Castello di Montebello - Azzurrina
Azzurrina

Notre Dame de Paris, Esmeralda

In ogni città della Francia esisteva, nel medioevo, un rifugio dove la giustizia umana non poteva essere esercitata. […] Questi luoghi d'asilo, in mezzo al diluvio di leggi penali e barbare giurisdizioni che inondavano la città, erano delle specie di isole che si innalzavano al di sopra del livello della giustizia umana. I palazzi del re, le dimore dei principi, soprattutto le chiese avevano diritto d'asilo.
A Notre Dame, per questo c'era una cella collocata in cima alle navate laterali, sotto
i contrafforti, di fronte al chiostro, proprio nel punto in cui la moglie dell'attuale custode delle torri si è ricavata un giardino, che sta ai giardini pensili di Babilonia come una lattuga sta a una palma, come una portinaia sta a Semiramide. È qui che Quasimodo, dopo la sua corsa sfrenata e trionfale sulle torri e per le gallerie, aveva deposto l'Esmeralda.(Victor Hugo, Notre Dame de Paris).

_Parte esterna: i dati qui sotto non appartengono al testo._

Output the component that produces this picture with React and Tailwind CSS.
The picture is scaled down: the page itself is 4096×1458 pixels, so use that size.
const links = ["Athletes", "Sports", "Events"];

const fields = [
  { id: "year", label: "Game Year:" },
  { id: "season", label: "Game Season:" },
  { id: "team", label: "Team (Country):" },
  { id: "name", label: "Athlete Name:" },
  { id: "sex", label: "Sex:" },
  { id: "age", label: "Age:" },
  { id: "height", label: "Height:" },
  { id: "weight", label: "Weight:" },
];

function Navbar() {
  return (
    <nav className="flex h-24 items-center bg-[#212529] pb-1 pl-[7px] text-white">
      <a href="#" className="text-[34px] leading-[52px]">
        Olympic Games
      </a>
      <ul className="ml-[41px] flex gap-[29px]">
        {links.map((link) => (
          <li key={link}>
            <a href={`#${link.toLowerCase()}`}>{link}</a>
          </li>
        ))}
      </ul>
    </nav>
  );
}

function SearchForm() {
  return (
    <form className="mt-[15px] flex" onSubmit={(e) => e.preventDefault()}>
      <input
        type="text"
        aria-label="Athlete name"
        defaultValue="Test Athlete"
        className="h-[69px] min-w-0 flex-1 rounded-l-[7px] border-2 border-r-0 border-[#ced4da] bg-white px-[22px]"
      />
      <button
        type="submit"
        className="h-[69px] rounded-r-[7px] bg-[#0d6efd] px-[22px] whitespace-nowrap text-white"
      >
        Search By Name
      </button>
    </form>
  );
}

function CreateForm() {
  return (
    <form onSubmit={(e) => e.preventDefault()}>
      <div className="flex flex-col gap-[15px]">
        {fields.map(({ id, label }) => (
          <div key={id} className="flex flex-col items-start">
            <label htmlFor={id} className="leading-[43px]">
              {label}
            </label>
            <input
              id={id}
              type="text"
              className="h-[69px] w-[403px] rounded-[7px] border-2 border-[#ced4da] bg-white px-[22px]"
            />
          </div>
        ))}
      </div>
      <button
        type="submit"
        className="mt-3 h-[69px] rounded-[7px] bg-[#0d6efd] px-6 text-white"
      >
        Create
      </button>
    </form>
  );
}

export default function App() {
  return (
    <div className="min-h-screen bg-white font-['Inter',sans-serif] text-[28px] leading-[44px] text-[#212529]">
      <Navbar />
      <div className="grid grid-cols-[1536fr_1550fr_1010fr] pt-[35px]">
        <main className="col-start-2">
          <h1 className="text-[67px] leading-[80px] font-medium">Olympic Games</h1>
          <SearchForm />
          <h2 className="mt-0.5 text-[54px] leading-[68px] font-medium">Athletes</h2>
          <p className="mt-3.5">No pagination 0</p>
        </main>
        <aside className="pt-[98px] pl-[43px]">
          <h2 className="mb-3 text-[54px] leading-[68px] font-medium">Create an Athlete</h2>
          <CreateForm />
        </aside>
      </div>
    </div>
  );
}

Quasimodo nasconde dunque Esmeralda nella cella della Cattedrale di Notre Dame da cui si accede per mezzo di una scala ornata da esili colonnette ed è uno dei pochi posti riconoscibili con certezza dalle descrizioni del romanzo, una struttura originale a cui Victor Hugo ci si è evidentemente ispirato.
Notre Dame de Paris - La logette d'Esmeralda
Notre Dame de Paris - La logette d'Esmeralda

Anche Esmeralda, come Azzurrina e la stessa Judi/Madeleine è insieme vittima del pregiudizio e dell’amore appassionato: per un uomo o di un uomo, di un padre nel caso di Azzurrina, di chi rinchiude credendo di proteggere.

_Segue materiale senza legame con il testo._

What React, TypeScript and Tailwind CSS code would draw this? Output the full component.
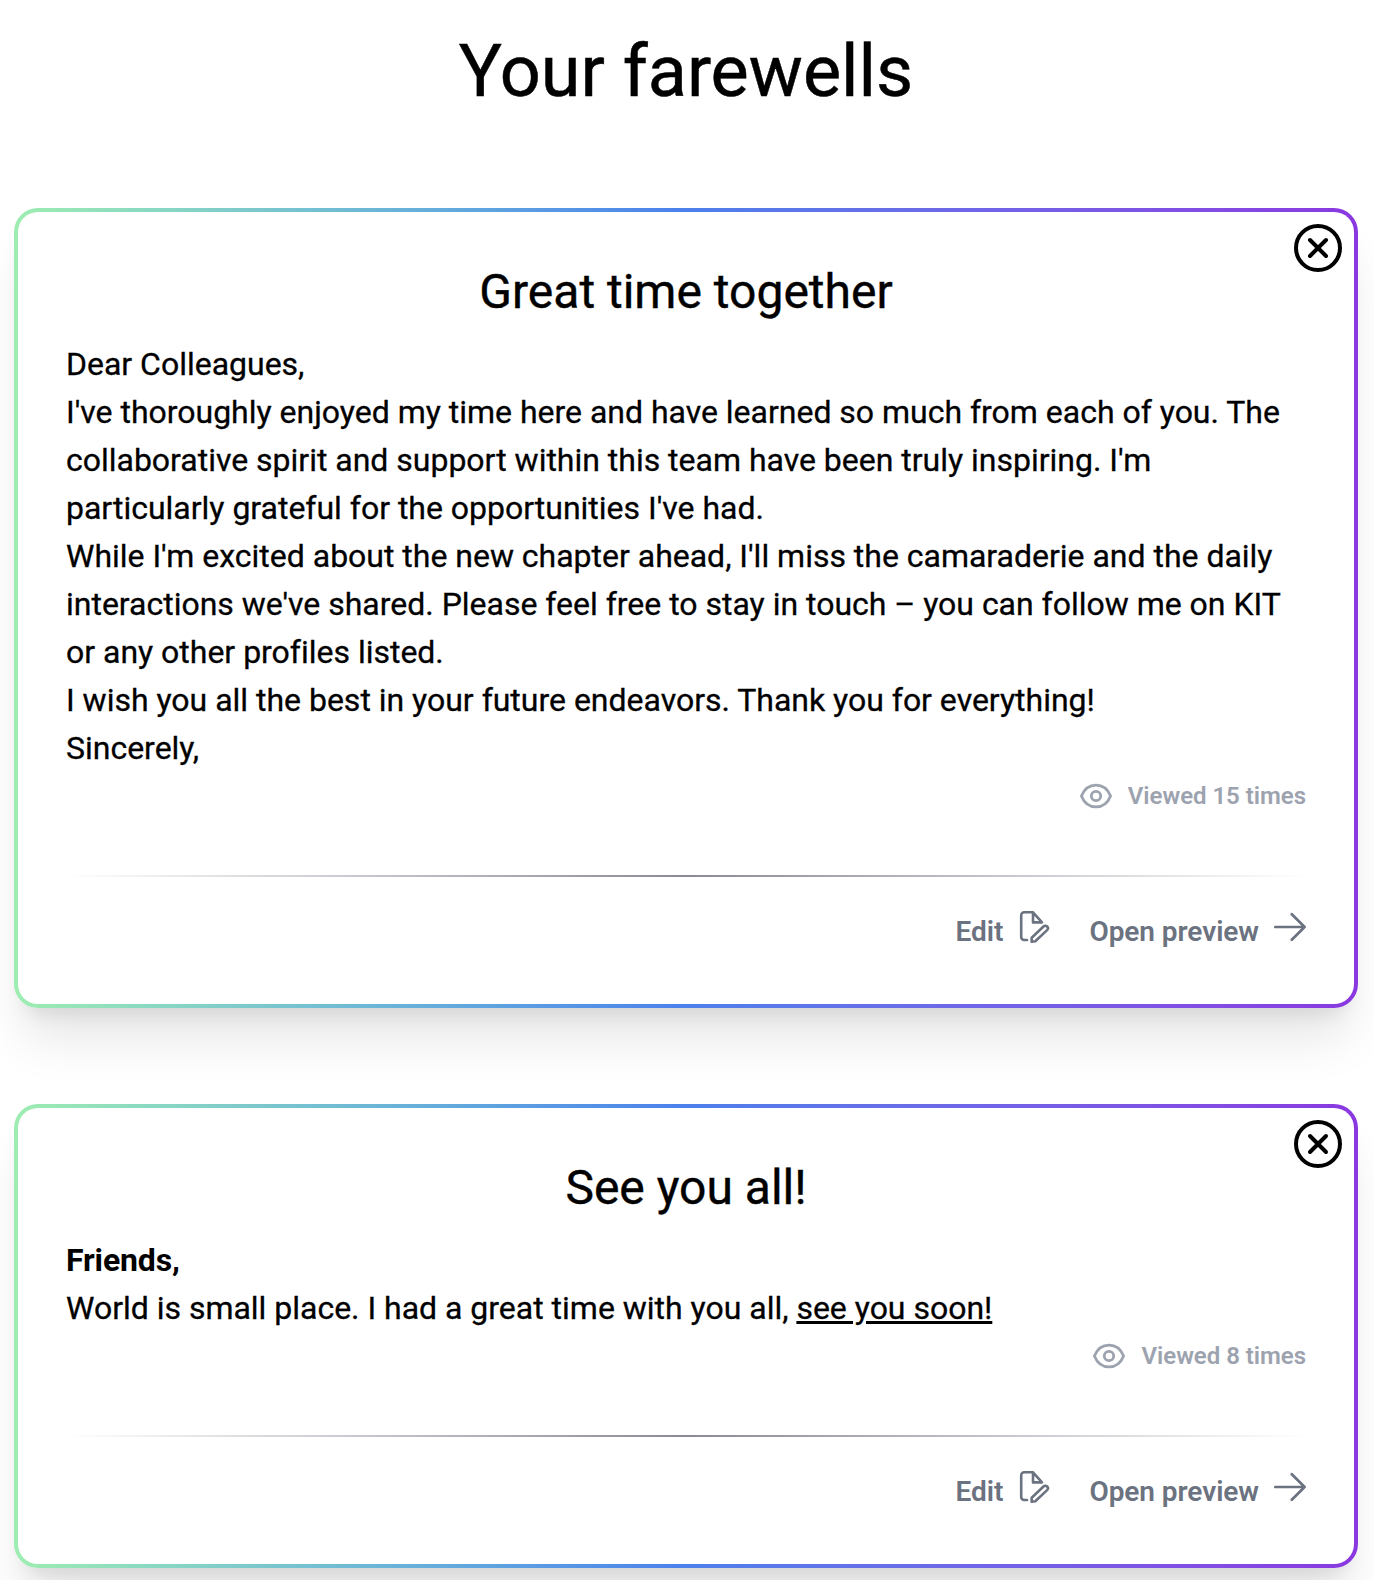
import React from 'react';

function CloseIcon() {
  return (
    <svg viewBox="0 0 48 48" className="block size-12" fill="none" stroke="currentColor" strokeWidth="4" strokeLinecap="round">
      <circle cx="24" cy="24" r="22" />
      <path d="M16 16l16 16M32 16L16 32" />
    </svg>
  );
}

function EyeIcon() {
  return (
    <svg viewBox="0 0 32 32" className="block size-8" fill="none" stroke="currentColor" strokeWidth="2.8">
      <path d="M1.400 16C4 9.500 9 5.100 16 5.100S28 9.500 30.600 16C28 22.500 23 26.900 16 26.900S4 22.500 1.400 16Z" strokeLinejoin="round" />
      <circle cx="16" cy="16" r="4.7" />
    </svg>
  );
}

function EditIcon() {
  return (
    <svg viewBox="0 0 32 32" className="block size-8" fill="none" stroke="currentColor" strokeWidth="2.6" strokeLinecap="round" strokeLinejoin="round">
      <path d="M9 29H6.200a3 3 0 0 1-3-3V4.300a3 3 0 0 1 3-3h8.800l9 10.100h-9V1.300" />
      <path d="M13.700 30.700v-3.900L25.500 15.500a2.500 2.500 0 0 1 3.600 3.600L17.300 30.200Z" />
    </svg>
  );
}

function ArrowIcon() {
  return (
    <svg viewBox="0 0 32 32" className="block size-8" fill="none" stroke="currentColor" strokeWidth="2.7" strokeLinecap="round" strokeLinejoin="round">
      <path d="M1.300 16h29.300M17.800 3.200L30.600 16 17.800 28.800" />
    </svg>
  );
}

function Card({ title, views, children }: { title: string; views: number; children: React.ReactNode }) {
  return (
    <article className="relative rounded-[24px] bg-linear-to-r from-[#9eedb0] via-[#4c80ec] to-[#8a38e0] p-1 shadow-[0_40px_50px_-10px_rgba(0,0,0,0.1),0_16px_20px_-12px_rgba(0,0,0,0.1)]">
      <button aria-label="Delete" className="absolute top-4 right-4">
        <CloseIcon />
      </button>
      <div className="rounded-[20px] bg-white p-12">
        <h2 className="mb-4 text-center text-[48px] leading-[64px] [-webkit-text-stroke:0.4px_currentColor]">{title}</h2>
        <div className="text-[32px] leading-[48px] tracking-[-0.012px] [-webkit-text-stroke:0.3px_currentColor]">{children}</div>
        <div className="flex h-12 items-center justify-end gap-4 text-[24px] leading-[32px] font-semibold tracking-[-0.03px] text-[#9ca3af]">
          <EyeIcon />
          <span>Viewed {views} times</span>
        </div>
        <div className="mt-[55px] h-0.5 bg-linear-to-r from-transparent via-[#898a96] to-transparent" />
        <div className="mt-[34px] flex h-[45px] justify-end gap-[39px] text-[28px] leading-[42px] font-semibold tracking-[-0.05px] text-[#6b7280]">
          <button className="flex gap-[15px]">
            <span>Edit</span>
            <EditIcon />
          </button>
          <button className="flex gap-[15px]">
            <span>Open preview</span>
            <ArrowIcon />
          </button>
        </div>
      </div>
    </article>
  );
}

export default function App() {
  return (
    <main className="h-[1580px] overflow-hidden bg-white pr-4 pl-[14px] font-['Roboto',sans-serif] text-black">
      <h1 className="h-[208px] pt-9 text-center text-[72px] leading-[72px] [-webkit-text-stroke:0.5px_currentColor]">Your farewells</h1>
      <div className="flex flex-col gap-24">
        <Card title="Great time together" views={15}>
          <p>Dear Colleagues,</p>
          <p>I've thoroughly enjoyed my time here and have learned so much from each of you. The collaborative spirit and support within this team have been truly inspiring. I'm particularly grateful for the opportunities I've had.</p>
          <p>While I'm excited about the new chapter ahead, I'll miss the camaraderie and the daily interactions we've shared. Please feel free to stay in touch – you can follow me on KIT or any other profiles listed.</p>
          <p>I wish you all the best in your future endeavors. Thank you for everything!</p>
          <p>Sincerely,</p>
        </Card>
        <Card title="See you all!" views={8}>
          <p className="font-bold tracking-[-0.15px] [-webkit-text-stroke:0px]">Friends,</p>
          <p>World is small place. I had a great time with you all, <u>see you soon!</u></p>
        </Card>
      </div>
    </main>
  );
}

Eppure tutte, infine, riscattano se stesse nell'ultimo atto, pagando con la vita le loro scelte di verità, fanciullezza e libertà.

Ogni civiltà comincia con la teocrazia e finisce con la democrazia. Questa legge della libertà che subentra a quella dell'unità, è scritta nell'architettura, scrive Hugo.

Per me la libertà è scritta nell'architettura di una scala e in quei gradini sospesi verso l’ignoto.